Observed slump of sea land breeze in Brisbane under the effect of aerosols from remote transport during 2019 Australia mega fire events

Abstract. The 2019 Australia mega fires were unprecedented considering its intensity and consistency. There have been many researches on the environmental and ecological effects of the mega fires, most of which focused on the effect of huge aerosol loadings and the ecological devastation. Sea land breeze (SLB) is a regional thermodynamic circulation closely related to coastal pollution dispersion yet few have looked into how it is influenced by different types of aerosols transported from either nearby or remote areas. Mega fires provide an optimal scenario of large aerosol loadings. Near the coastal site of Brisbane Archerfield during January in 2020 when mega fires were the strongest, reanalysis data from Modern-Era Retrospective analysis for Research and Applications version 2 (MERRA-2) showed that mega fires did release huge amounts of aerosols, making aerosol optical depth (AOD) of total aerosols, Black Carbon (BC) and Organic Carbon (OC) approximately 240 %, 425 %, 630 % of the averages of other non-fire years. Using 20 years’ wind observations of hourly time resolution from global observation network managed by National Oceanic and Atmospheric Administration (NOAA), we found that SLB day number during that month was only four, accounting for 33.3 % of the multi-years’ average.
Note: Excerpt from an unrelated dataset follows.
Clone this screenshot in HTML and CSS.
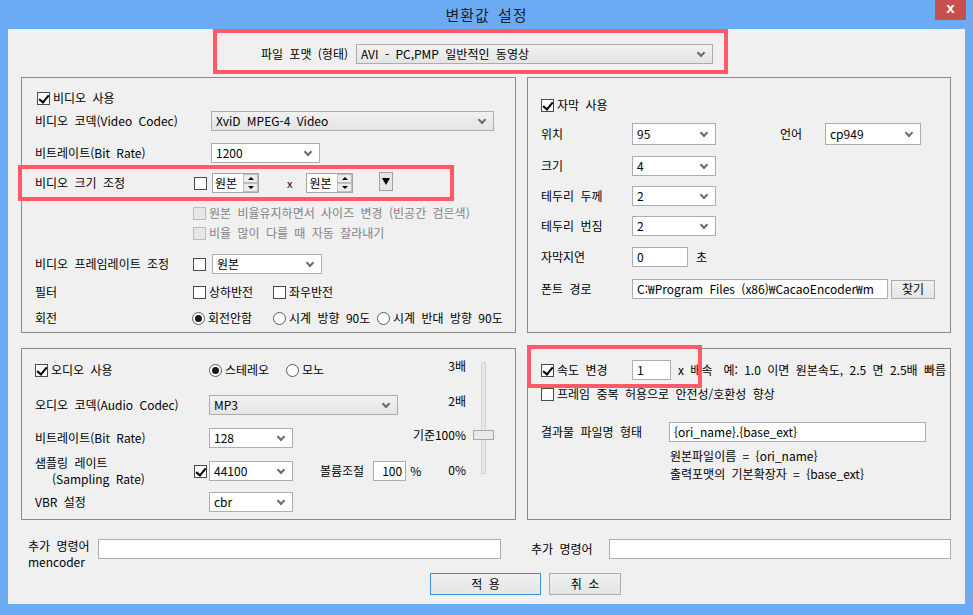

The land wind (LW) speed and sea wind (SW) speed also decreased by 22.3 % and 14.8 % compared with their averages respectively. Surprisingly, fire spot and fire radiative power (FRP) analysis showed that heating effect and aerosol emission of the nearby fire spots were not the main cause of local SLB anomaly while the remote transport of aerosols from the fire center was mainly responsible for the decrease of SW, which was partially offset by the heating effect of nearby fire spots and warming effect of long-range transported BC and CO2. The large scale cooling effect of aerosols on sea surface temperature (SST) and the burst of BC contributed to the slump of LW. The remote transport of total aerosols was mainly caused by free diffusion while large scale wind field played a secondary role at 500 m. Large scale wind field played a more important role in aerosol transport at 3 km than at 500 m, especially for the gathered smoke, but free diffusion remained the major contributor. The decrease of SLB speed boosted the local accumulation of aerosols, thus further made SLB speed decrease, forming a positive feedback mechanism.